## Exercise directions
Reproduce the listing below word for word, with no pictures.

## Material
[START]

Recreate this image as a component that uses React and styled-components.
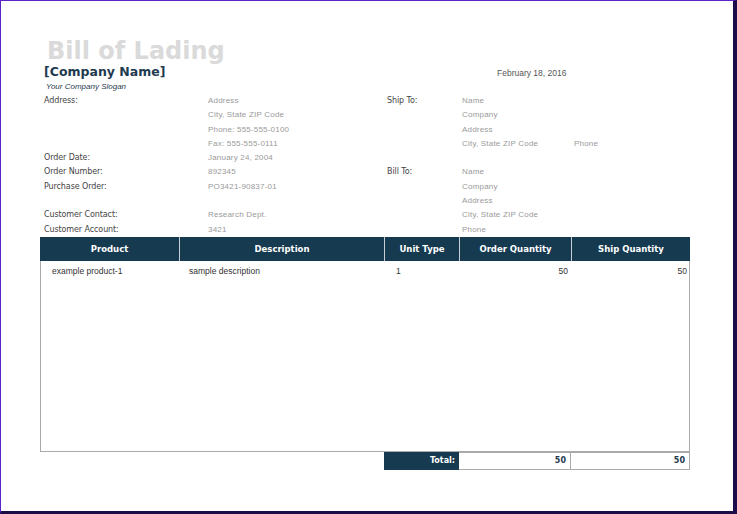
import React from "react";
import styled, { createGlobalStyle } from "styled-components";

const G = createGlobalStyle`
  html,body{margin:0;padding:0;background:#fff;}
  #root{width:737px;height:514px;}
`;
const Frame = styled.div`
  box-sizing:border-box;width:737px;height:514px;
  border-left:1px solid #5a24c8;border-top:1px solid #5a24c8;
  border-right:4px solid #1c0c4a;border-bottom:3px solid #1c0c4a;
  padding:36px 0 0 39px;font-family:"Liberation Sans",Arial,sans-serif;
`;
const Title = styled.div`
  font-family:"DejaVu Sans",sans-serif;font-weight:bold;font-size:24px;color:#dadada;
  margin-left:7px;line-height:28px;height:27px;
`;
const HeadRow = styled.div`display:flex;align-items:baseline;height:16px;`;
const Company = styled.div`
  font-family:"DejaVu Sans",sans-serif;font-weight:bold;font-size:12.5px;color:#1f3a4f;
  margin-left:4px;width:453px;
`;
const DateT = styled.div`font-size:8.5px;color:#555;`;
const Slogan = styled.div`
  font-style:italic;font-size:8px;color:#1f3a4f;margin-left:6px;height:14px;line-height:14px;
`;
const Info = styled.div`display:grid;grid-template-columns:164px 179px 75px 112px 80px;margin-left:4px;`;
const L = styled.div`font-family:"DejaVu Sans",sans-serif;font-size:8px;color:#444;height:14.3px;line-height:14.3px;letter-spacing:-0.1px;`;
const V = styled.div`font-size:8px;color:#9a9a9a;height:14.3px;line-height:14.3px;letter-spacing:0.2px;`;
const Table = styled.div`margin-top:0;width:650px;`;
const Grid = styled.div`display:grid;grid-template-columns:139px 205px 75px 112px 119px;`;
const Th = styled.div`
  background:#163a50;color:#fff;font-family:"DejaVu Sans",sans-serif;font-weight:bold;font-size:8.5px;
  height:24px;display:flex;align-items:center;justify-content:center;
  border-left:${p=>p.$first?"none":"1px solid #c8d0d6"};
`;
const Body = styled.div`height:190px;border:1px solid #aaa;border-top:none;`;
const Td = styled.div`font-size:8.5px;color:#333;padding:5px 4px 0 ${p=>p.$pl||4}px;text-align:${p=>p.$r?"right":"left"};`;
const TotalRow = styled.div`display:grid;grid-template-columns:344px 75px 112px 119px;height:18px;`;
const TCell = styled.div`
  font-family:"DejaVu Sans",sans-serif;font-weight:bold;font-size:8px;display:flex;align-items:center;justify-content:flex-end;
  padding-right:4px;
  ${p=>p.$dark?"background:#163a50;color:#fff;":p.$box?"border:1px solid #aaa;border-left:none;color:#1f3a4f;":""}
`;
const left=[["Address:","Address"],["","City, State ZIP Code"],["","Phone: 555-555-0100"],["","Fax: 555-555-0111"],["Order Date:","January 24, 2004"],["Order Number:","892345"],["Purchase Order:","PO3421-90837-01"],["",""],["Customer Contact:","Research Dept."],["Customer Account:","3421"]];
const right=[["Ship To:","Name",""],["","Company",""],["","Address",""],["","City, State ZIP Code","Phone"],["",""," "],["Bill To:","Name",""],["","Company",""],["","Address",""],["","City, State ZIP Code",""],["","Phone",""]];
export default function App(){
  return <><G/><Frame>
    <Title>Bill of Lading</Title>
    <HeadRow><Company>[Company Name]</Company><DateT>February 18, 2016</DateT></HeadRow>
    <Slogan>Your Company Slogan</Slogan>
    <Info>{left.map((r,i)=><React.Fragment key={i}><L>{r[0]}</L><V>{r[1]}</V><L>{right[i][0]}</L><V>{right[i][1]}</V><V>{right[i][2]}</V></React.Fragment>)}</Info>
    <Table>
      <Grid>{["Product","Description","Unit Type","Order Quantity","Ship Quantity"].map((h,i)=><Th key={h} $first={i===0}>{h}</Th>)}</Grid>
      <Body><Grid><Td $pl={11}>example product-1</Td><Td $pl={9}>sample description</Td><Td $pl={11}>1</Td><Td $r>50</Td><Td $r>50</Td></Grid></Body>
      <TotalRow><div/><TCell $dark>Total:</TCell><TCell $box>50</TCell><TCell $box>50</TCell></TotalRow>
    </Table>
  </Frame></>;
}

[END]

## Exercise solution
Recreate this image as a component that uses React and styled-components.
import React from "react";
import styled, { createGlobalStyle } from "styled-components";

const G = createGlobalStyle`
  html,body{margin:0;padding:0;background:#fff;}
  #root{width:737px;height:514px;}
`;
const Frame = styled.div`
  box-sizing:border-box;width:737px;height:514px;
  border-left:1px solid #5a24c8;border-top:1px solid #5a24c8;
  border-right:4px solid #1c0c4a;border-bottom:3px solid #1c0c4a;
  padding:36px 0 0 39px;font-family:"Liberation Sans",Arial,sans-serif;
`;
const Title = styled.div`
  font-family:"DejaVu Sans",sans-serif;font-weight:bold;font-size:24px;color:#dadada;
  margin-left:7px;line-height:28px;height:27px;
`;
const HeadRow = styled.div`display:flex;align-items:baseline;height:16px;`;
const Company = styled.div`
  font-family:"DejaVu Sans",sans-serif;font-weight:bold;font-size:12.5px;color:#1f3a4f;
  margin-left:4px;width:453px;
`;
const DateT = styled.div`font-size:8.5px;color:#555;`;
const Slogan = styled.div`
  font-style:italic;font-size:8px;color:#1f3a4f;margin-left:6px;height:14px;line-height:14px;
`;
const Info = styled.div`display:grid;grid-template-columns:164px 179px 75px 112px 80px;margin-left:4px;`;
const L = styled.div`font-family:"DejaVu Sans",sans-serif;font-size:8px;color:#444;height:14.3px;line-height:14.3px;letter-spacing:-0.1px;`;
const V = styled.div`font-size:8px;color:#9a9a9a;height:14.3px;line-height:14.3px;letter-spacing:0.2px;`;
const Table = styled.div`margin-top:0;width:650px;`;
const Grid = styled.div`display:grid;grid-template-columns:139px 205px 75px 112px 119px;`;
const Th = styled.div`
  background:#163a50;color:#fff;font-family:"DejaVu Sans",sans-serif;font-weight:bold;font-size:8.5px;
  height:24px;display:flex;align-items:center;justify-content:center;
  border-left:${p=>p.$first?"none":"1px solid #c8d0d6"};
`;
const Body = styled.div`height:190px;border:1px solid #aaa;border-top:none;`;
const Td = styled.div`font-size:8.5px;color:#333;padding:5px 4px 0 ${p=>p.$pl||4}px;text-align:${p=>p.$r?"right":"left"};`;
const TotalRow = styled.div`display:grid;grid-template-columns:344px 75px 112px 119px;height:18px;`;
const TCell = styled.div`
  font-family:"DejaVu Sans",sans-serif;font-weight:bold;font-size:8px;display:flex;align-items:center;justify-content:flex-end;
  padding-right:4px;
  ${p=>p.$dark?"background:#163a50;color:#fff;":p.$box?"border:1px solid #aaa;border-left:none;color:#1f3a4f;":""}
`;
const left=[["Address:","Address"],["","City, State ZIP Code"],["","Phone: 555-555-0100"],["","Fax: 555-555-0111"],["Order Date:","January 24, 2004"],["Order Number:","892345"],["Purchase Order:","PO3421-90837-01"],["",""],["Customer Contact:","Research Dept."],["Customer Account:","3421"]];
const right=[["Ship To:","Name",""],["","Company",""],["","Address",""],["","City, State ZIP Code","Phone"],["",""," "],["Bill To:","Name",""],["","Company",""],["","Address",""],["","City, State ZIP Code",""],["","Phone",""]];
export default function App(){
  return <><G/><Frame>
    <Title>Bill of Lading</Title>
    <HeadRow><Company>[Company Name]</Company><DateT>February 18, 2016</DateT></HeadRow>
    <Slogan>Your Company Slogan</Slogan>
    <Info>{left.map((r,i)=><React.Fragment key={i}><L>{r[0]}</L><V>{r[1]}</V><L>{right[i][0]}</L><V>{right[i][1]}</V><V>{right[i][2]}</V></React.Fragment>)}</Info>
    <Table>
      <Grid>{["Product","Description","Unit Type","Order Quantity","Ship Quantity"].map((h,i)=><Th key={h} $first={i===0}>{h}</Th>)}</Grid>
      <Body><Grid><Td $pl={11}>example product-1</Td><Td $pl={9}>sample description</Td><Td $pl={11}>1</Td><Td $r>50</Td><Td $r>50</Td></Grid></Body>
      <TotalRow><div/><TCell $dark>Total:</TCell><TCell $box>50</TCell><TCell $box>50</TCell></TotalRow>
    </Table>
  </Frame></>;
}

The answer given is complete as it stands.